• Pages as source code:
————————

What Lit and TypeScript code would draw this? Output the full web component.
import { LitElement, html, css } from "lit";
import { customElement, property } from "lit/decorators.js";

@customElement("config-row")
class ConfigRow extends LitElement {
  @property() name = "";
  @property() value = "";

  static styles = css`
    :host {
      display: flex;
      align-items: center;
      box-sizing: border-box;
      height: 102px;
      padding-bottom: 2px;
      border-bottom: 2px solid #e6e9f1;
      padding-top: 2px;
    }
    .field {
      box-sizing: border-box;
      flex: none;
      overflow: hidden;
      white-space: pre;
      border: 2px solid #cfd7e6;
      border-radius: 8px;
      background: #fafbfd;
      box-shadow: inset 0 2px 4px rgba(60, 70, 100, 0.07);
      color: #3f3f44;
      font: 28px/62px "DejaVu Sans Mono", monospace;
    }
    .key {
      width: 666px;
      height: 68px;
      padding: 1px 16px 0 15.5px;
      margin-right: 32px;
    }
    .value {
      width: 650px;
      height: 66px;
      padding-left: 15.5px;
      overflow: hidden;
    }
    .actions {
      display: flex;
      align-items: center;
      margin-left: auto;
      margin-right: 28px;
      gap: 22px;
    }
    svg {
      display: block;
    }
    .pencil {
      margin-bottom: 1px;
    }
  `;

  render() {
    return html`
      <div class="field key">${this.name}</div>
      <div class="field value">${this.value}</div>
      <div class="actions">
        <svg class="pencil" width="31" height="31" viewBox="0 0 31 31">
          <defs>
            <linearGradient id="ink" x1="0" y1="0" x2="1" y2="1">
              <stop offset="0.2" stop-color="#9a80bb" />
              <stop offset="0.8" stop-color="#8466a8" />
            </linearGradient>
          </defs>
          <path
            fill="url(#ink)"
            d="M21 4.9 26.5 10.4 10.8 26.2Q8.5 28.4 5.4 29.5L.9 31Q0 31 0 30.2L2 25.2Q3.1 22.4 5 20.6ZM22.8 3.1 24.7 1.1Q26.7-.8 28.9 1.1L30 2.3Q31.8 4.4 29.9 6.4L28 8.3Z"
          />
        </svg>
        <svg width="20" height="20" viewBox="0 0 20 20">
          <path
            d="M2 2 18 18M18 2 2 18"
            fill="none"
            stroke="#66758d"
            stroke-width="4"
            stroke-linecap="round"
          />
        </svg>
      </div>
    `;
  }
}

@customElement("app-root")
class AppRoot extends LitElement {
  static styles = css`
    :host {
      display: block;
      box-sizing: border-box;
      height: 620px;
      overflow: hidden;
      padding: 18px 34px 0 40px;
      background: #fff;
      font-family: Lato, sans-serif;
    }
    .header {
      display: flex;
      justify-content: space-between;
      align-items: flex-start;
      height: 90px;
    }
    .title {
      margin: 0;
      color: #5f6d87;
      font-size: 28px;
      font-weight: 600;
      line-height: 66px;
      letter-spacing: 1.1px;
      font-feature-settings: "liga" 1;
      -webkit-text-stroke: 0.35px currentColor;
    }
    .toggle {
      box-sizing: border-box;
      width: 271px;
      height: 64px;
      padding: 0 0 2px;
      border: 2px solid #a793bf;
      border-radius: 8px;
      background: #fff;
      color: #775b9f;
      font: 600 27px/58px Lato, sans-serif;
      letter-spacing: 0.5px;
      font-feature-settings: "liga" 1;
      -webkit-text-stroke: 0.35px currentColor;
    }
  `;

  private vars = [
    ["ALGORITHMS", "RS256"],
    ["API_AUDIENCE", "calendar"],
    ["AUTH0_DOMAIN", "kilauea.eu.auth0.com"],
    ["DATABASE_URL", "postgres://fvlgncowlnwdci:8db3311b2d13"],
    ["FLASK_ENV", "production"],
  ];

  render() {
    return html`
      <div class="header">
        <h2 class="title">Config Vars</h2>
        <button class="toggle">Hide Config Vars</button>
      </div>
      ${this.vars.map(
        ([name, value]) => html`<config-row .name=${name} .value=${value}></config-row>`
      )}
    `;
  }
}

————————

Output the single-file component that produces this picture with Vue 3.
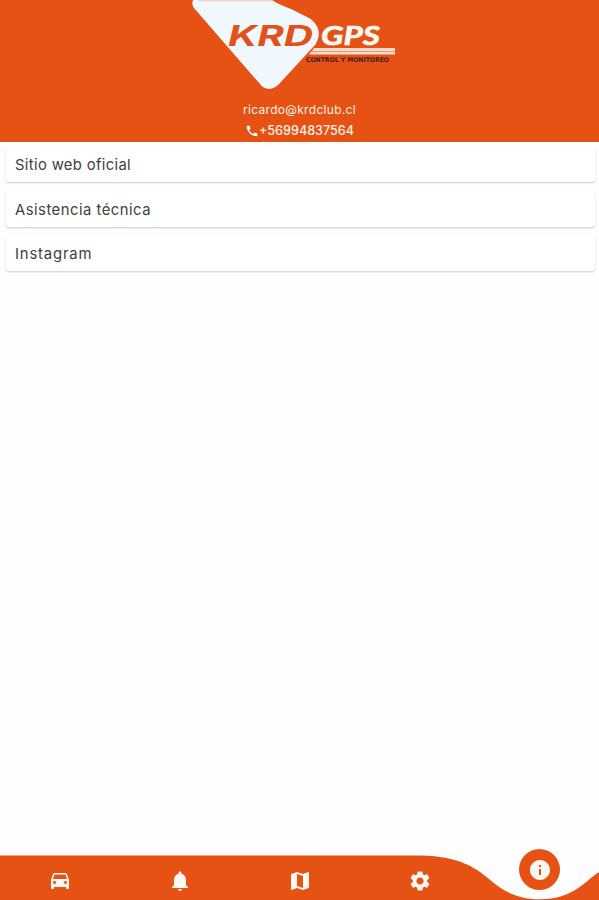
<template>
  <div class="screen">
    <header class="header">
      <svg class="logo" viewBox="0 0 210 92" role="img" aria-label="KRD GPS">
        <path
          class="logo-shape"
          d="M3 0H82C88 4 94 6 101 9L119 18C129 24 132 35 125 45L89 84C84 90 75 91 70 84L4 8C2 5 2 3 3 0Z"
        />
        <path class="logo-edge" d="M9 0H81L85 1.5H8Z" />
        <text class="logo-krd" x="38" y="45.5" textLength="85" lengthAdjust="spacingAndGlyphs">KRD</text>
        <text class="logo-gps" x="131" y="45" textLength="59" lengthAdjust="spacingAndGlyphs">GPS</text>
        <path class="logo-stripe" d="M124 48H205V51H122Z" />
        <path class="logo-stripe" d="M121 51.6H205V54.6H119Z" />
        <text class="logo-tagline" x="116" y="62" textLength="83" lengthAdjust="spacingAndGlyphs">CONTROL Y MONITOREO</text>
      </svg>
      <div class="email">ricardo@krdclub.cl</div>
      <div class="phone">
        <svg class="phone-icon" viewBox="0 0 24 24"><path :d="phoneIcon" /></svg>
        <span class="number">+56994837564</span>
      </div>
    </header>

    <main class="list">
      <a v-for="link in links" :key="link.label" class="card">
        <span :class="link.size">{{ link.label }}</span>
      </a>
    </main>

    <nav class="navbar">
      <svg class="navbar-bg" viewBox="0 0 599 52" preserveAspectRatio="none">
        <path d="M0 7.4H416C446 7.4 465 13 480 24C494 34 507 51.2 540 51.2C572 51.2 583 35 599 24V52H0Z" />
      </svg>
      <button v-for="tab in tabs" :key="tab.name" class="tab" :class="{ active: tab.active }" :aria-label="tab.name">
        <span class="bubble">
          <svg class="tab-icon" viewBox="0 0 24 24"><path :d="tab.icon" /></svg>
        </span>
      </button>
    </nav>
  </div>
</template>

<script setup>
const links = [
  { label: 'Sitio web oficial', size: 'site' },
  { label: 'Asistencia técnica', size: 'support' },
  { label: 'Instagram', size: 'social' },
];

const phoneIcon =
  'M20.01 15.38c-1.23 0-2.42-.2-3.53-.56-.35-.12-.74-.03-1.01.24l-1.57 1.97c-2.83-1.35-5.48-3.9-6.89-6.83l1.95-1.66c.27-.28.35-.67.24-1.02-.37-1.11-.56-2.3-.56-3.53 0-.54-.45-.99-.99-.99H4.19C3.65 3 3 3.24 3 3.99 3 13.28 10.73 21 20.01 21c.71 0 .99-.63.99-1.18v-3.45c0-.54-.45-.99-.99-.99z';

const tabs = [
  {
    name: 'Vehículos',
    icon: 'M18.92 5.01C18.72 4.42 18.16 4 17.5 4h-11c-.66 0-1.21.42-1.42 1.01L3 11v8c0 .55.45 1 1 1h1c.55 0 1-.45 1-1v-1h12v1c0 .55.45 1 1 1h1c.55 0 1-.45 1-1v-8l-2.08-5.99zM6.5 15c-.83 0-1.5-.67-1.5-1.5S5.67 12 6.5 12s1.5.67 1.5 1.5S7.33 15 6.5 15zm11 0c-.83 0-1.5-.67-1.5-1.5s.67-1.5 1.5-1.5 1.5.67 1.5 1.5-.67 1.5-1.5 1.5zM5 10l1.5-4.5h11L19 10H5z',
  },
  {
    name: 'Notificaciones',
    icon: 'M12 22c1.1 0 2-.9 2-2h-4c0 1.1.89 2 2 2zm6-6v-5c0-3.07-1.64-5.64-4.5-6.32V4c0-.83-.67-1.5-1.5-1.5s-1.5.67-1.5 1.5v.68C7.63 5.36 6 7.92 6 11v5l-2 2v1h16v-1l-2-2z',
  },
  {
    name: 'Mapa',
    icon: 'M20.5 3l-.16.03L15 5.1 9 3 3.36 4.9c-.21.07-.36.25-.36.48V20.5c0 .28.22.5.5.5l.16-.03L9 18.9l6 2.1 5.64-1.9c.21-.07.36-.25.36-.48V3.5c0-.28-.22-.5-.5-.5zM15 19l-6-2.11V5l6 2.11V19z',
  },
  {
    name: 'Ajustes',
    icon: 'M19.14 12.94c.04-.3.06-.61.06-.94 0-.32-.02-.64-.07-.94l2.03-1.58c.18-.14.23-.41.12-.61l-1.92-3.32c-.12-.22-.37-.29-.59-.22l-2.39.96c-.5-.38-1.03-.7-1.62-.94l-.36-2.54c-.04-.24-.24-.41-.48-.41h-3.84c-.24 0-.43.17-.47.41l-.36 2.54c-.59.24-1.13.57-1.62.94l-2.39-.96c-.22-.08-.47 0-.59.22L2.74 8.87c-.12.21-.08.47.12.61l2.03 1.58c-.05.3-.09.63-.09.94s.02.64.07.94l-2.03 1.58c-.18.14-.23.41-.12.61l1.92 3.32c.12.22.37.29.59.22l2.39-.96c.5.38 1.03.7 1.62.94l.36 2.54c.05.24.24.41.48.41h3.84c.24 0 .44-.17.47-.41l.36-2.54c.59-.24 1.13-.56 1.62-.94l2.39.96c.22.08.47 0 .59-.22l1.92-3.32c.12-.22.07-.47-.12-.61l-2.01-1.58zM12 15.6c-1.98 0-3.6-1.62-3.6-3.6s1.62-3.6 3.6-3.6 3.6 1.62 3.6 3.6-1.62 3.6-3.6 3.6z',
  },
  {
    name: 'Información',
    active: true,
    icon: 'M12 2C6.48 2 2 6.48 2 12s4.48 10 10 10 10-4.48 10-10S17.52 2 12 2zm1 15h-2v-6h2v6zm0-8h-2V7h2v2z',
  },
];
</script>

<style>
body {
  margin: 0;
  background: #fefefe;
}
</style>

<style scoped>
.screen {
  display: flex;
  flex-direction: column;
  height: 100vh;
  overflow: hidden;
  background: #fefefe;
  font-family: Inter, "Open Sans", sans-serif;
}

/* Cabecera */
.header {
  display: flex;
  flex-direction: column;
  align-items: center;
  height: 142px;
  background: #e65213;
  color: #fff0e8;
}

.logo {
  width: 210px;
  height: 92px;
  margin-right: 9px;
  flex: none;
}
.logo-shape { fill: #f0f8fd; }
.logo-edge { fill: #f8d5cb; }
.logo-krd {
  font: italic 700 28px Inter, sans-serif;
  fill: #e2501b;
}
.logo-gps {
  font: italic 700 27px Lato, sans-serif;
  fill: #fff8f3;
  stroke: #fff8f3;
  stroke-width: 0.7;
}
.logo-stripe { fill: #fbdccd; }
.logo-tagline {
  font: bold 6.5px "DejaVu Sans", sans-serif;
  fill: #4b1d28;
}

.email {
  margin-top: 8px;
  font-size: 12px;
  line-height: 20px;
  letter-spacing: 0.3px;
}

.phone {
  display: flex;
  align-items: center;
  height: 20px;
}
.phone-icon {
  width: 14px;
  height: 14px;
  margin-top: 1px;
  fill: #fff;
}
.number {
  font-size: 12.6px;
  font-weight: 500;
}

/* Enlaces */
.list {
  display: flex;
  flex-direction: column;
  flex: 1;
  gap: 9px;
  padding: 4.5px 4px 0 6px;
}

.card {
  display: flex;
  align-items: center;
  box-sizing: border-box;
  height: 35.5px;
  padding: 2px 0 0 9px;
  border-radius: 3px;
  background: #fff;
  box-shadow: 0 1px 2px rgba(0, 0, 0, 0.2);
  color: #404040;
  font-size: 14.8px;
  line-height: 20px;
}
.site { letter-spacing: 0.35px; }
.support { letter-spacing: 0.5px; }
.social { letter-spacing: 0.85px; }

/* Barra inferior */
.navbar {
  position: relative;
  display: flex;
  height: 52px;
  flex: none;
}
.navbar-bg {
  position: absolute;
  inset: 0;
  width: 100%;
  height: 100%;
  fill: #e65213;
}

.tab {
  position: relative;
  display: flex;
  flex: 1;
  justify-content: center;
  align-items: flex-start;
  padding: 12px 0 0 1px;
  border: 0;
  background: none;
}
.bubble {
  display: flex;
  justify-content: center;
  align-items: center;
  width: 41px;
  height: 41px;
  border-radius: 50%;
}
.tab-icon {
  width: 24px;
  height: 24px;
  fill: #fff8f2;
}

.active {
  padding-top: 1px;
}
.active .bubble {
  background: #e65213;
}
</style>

————————

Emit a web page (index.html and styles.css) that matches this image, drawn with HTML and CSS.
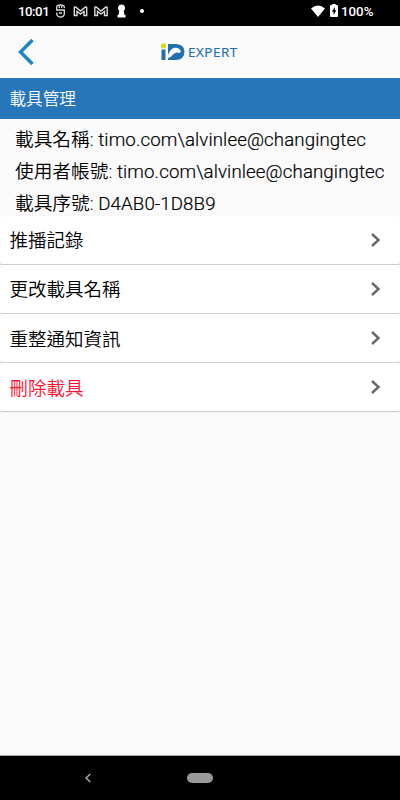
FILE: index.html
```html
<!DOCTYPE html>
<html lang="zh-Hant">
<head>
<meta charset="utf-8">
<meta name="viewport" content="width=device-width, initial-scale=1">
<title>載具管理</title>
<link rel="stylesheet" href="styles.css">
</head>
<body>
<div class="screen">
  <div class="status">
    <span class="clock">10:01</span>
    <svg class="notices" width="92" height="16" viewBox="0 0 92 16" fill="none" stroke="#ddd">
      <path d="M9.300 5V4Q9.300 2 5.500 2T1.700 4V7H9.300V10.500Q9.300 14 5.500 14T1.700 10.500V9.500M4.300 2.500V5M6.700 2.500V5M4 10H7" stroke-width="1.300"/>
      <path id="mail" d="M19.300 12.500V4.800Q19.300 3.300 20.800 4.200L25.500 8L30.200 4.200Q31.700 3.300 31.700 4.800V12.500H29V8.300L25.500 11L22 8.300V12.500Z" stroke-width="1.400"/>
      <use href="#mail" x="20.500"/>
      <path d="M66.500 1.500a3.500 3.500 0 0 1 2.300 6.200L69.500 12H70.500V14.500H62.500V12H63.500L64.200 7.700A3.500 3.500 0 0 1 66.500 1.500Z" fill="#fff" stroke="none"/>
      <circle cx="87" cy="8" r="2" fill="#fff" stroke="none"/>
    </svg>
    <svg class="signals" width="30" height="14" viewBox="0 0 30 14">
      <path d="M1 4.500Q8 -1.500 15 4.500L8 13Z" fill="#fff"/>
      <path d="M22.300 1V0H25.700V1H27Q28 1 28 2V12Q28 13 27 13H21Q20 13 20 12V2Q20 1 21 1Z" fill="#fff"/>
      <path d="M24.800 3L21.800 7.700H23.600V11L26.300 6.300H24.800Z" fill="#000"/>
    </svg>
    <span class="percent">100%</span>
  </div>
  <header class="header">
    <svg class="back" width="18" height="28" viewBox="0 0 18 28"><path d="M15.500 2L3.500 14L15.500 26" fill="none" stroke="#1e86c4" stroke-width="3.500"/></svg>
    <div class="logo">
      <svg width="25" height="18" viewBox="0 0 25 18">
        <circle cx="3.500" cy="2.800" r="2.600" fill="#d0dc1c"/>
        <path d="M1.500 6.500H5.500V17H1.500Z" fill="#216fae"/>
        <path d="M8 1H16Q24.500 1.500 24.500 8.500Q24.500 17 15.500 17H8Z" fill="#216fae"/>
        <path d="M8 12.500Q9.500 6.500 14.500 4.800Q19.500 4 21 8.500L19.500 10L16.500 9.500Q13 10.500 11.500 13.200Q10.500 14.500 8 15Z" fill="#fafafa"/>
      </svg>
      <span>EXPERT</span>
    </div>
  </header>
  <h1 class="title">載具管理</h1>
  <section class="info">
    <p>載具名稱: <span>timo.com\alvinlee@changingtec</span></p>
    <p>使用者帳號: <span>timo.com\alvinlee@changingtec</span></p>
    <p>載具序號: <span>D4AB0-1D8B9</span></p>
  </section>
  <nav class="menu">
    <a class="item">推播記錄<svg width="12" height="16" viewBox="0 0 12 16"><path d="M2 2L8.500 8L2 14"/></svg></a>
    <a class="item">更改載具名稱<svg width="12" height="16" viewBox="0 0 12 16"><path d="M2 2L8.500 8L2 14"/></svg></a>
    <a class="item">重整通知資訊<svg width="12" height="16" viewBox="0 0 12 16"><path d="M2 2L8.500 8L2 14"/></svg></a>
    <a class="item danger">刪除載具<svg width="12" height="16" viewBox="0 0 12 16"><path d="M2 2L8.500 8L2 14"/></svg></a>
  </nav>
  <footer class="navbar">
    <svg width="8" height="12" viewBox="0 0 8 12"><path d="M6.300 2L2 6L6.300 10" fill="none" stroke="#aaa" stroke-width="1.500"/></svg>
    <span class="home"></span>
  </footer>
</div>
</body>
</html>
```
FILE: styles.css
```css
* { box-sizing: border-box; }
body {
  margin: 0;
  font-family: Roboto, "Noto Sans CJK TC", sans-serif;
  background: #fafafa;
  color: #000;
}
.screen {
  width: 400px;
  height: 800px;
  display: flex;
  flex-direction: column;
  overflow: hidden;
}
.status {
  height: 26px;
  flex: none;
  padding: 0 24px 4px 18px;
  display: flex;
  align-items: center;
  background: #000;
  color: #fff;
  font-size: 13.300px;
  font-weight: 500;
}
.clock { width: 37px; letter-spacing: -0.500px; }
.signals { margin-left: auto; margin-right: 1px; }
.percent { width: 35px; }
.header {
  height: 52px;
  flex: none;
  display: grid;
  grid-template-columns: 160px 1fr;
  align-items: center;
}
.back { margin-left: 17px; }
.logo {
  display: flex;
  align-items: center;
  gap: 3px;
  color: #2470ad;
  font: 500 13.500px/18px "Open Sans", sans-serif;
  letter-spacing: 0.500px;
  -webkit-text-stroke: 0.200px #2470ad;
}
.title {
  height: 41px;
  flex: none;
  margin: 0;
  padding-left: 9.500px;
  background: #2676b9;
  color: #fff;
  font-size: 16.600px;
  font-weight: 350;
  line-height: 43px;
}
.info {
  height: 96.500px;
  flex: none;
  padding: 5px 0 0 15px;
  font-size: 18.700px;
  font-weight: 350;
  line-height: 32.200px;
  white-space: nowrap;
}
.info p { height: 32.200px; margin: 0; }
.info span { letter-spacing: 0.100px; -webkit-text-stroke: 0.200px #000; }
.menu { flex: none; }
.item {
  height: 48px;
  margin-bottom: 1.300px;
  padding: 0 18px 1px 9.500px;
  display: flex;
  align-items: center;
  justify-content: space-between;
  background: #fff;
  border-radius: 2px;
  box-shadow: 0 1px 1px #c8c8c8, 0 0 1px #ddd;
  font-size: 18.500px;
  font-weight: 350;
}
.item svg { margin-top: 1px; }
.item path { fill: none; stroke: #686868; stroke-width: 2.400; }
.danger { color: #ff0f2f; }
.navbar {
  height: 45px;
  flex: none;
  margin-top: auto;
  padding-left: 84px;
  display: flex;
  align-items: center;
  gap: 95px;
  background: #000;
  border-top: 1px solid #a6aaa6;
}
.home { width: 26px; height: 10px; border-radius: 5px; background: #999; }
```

————————

• Instructions to follow:
Your task is to gather all lines from the entries above that hold the word "Output".

• Right answer:
What Lit and TypeScript code would draw this? Output the full web component.
Output the single-file component that produces this picture with Vue 3.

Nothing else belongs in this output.